I dispute that.  I think the linker can communicate more clearly with LTO
*with* the API change, and I don't think it's less obvious which symbols the
linker wants.

> The the flag in contrast
> requires a C api addition and an extension to the internalize api.

You're right here; maybe the API change was the wrong direction (especially
given your profiling results).  I'll CC you directly for LTO patches in the
future.

But isn't the C API stable?  Isn't it too late to roll back this change?

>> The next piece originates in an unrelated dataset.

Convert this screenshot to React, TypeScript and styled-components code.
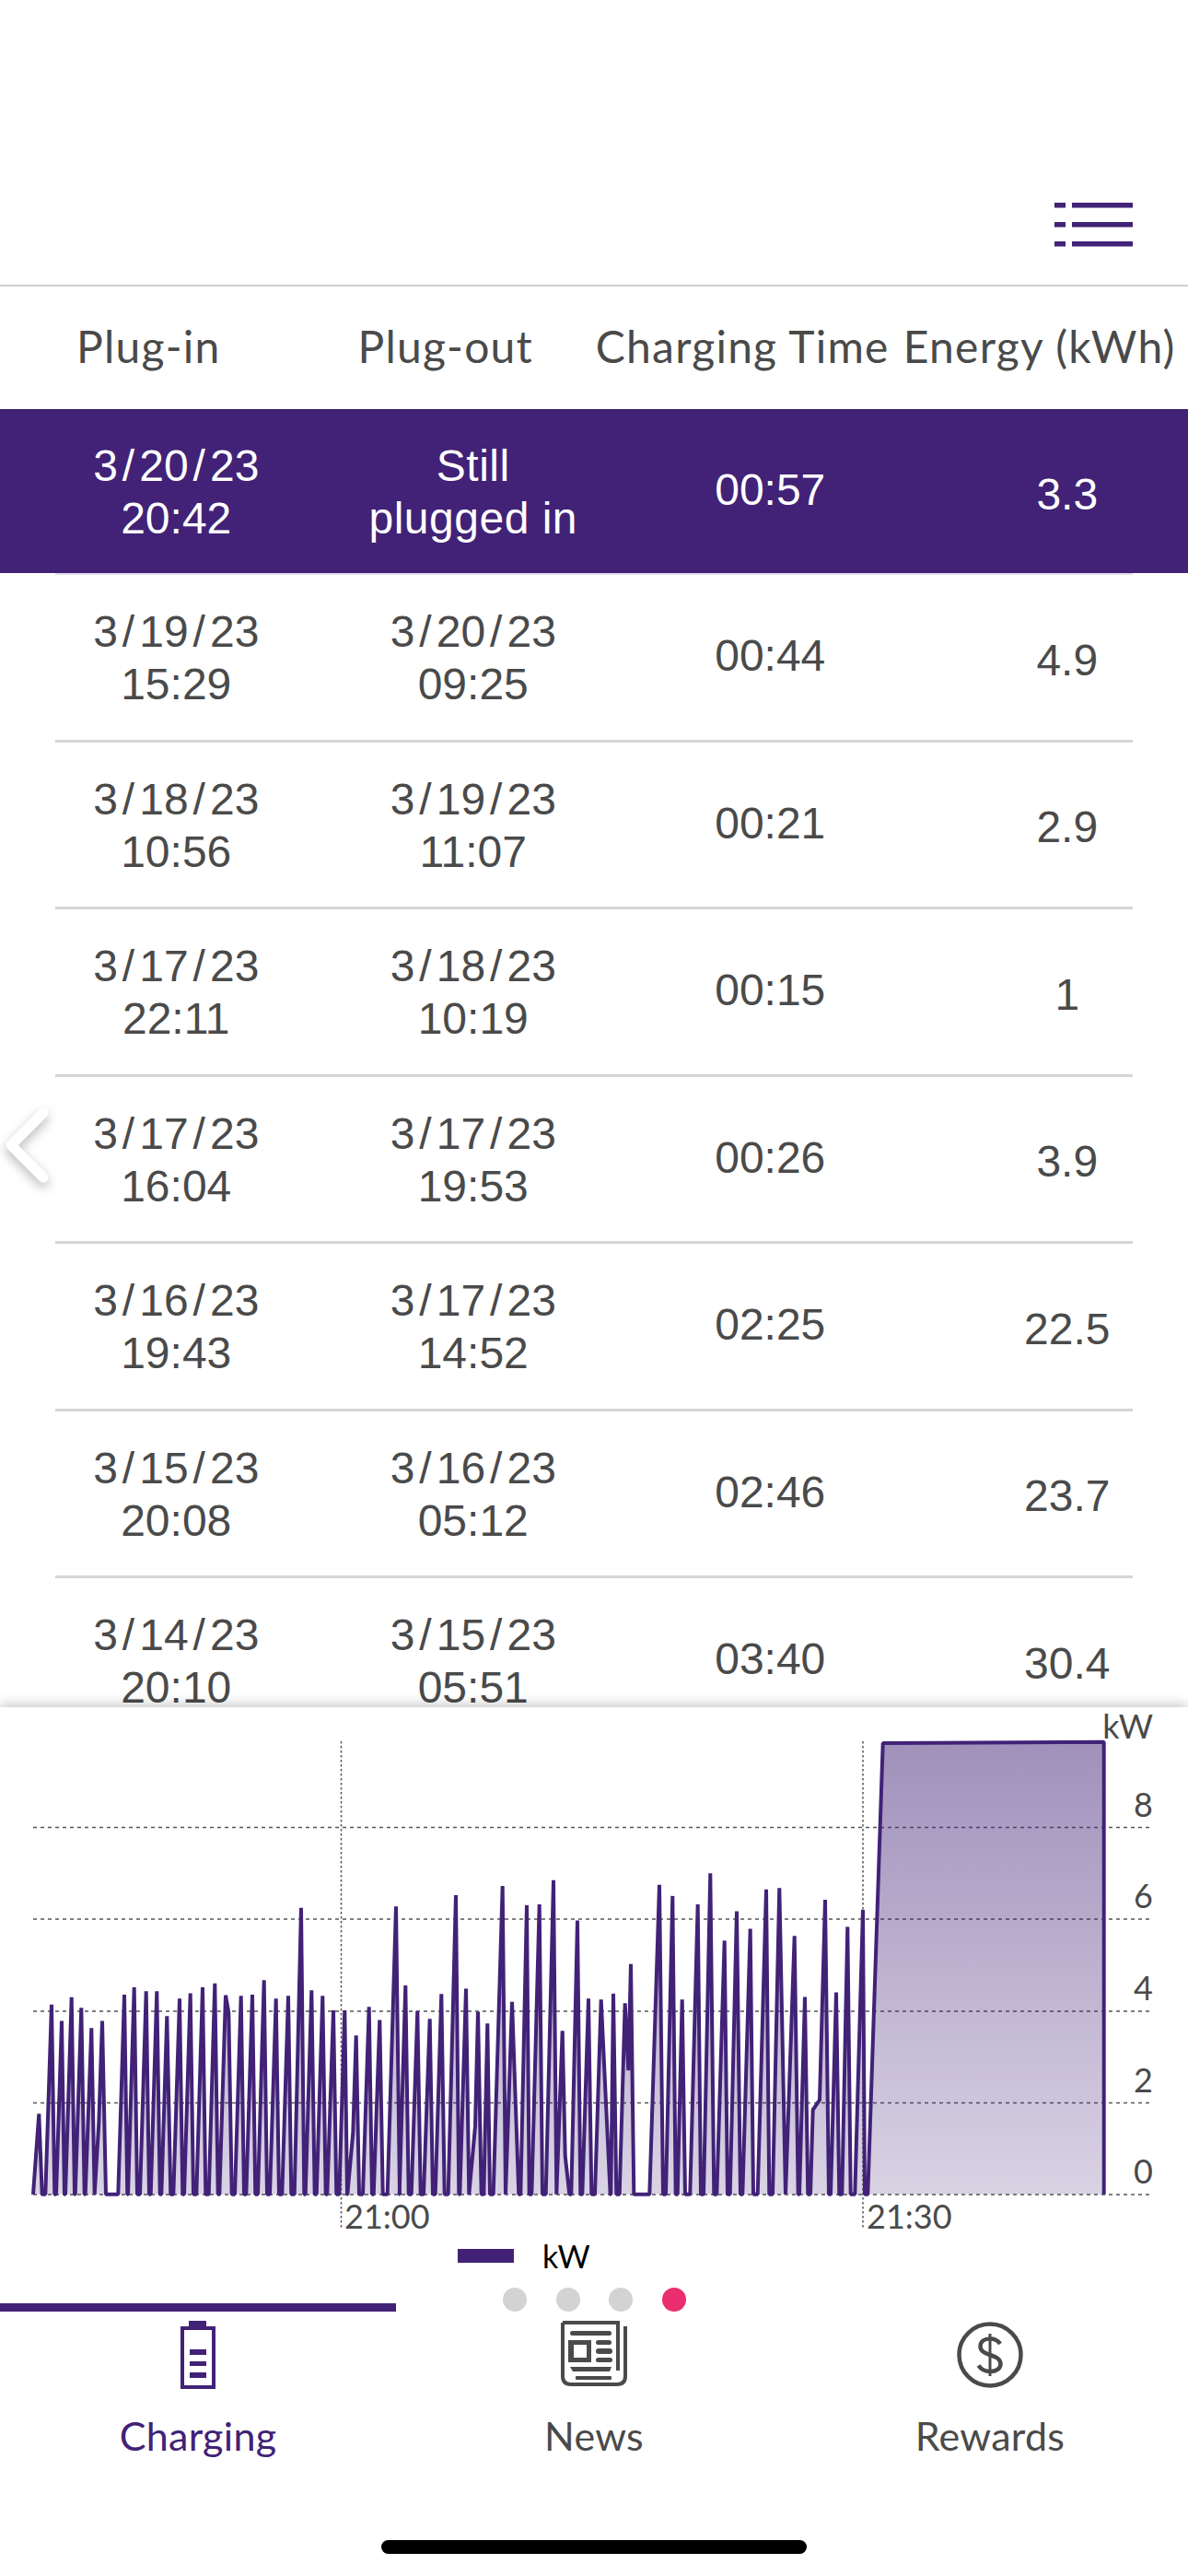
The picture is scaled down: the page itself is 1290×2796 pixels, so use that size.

> Last time there was some concern about the number of calls to preserve
> symbols I did some benchmarking
> (http://lists.cs.uiuc.edu/pipermail/llvm-commits/Week-of-Mon-20130930/189746.html)
> 
> ------------------------------
> I took the
> largest "shared library" I had at hand: clang with -export_dynamic. On
> linux gold currently asks for 22922 symbols to be preserved. I applied
> the attached hack-timeit.patch to test how long it takes for us to get
> the internalized combined module. On my machine (2010 iMac),  the time
> is 0.08s, so despite large number of calls and the
> std::map<std::string>, internalize in general is not too slow. For
> scale, the verifier takes about 1s. Parsing the bitcode file takes 5s
> (the file is 118 MB).
> --------------------------------
> 
> Have you found a case where the extra calls are actually noticeable?

Probably not.  Since my approach directly modelled what the linker wants, and
certainly wasn't going to be slower, I never profiled.  (Sorry I missed that
that conversation; I arrived too late.)

Nick, did you do any profiling of this?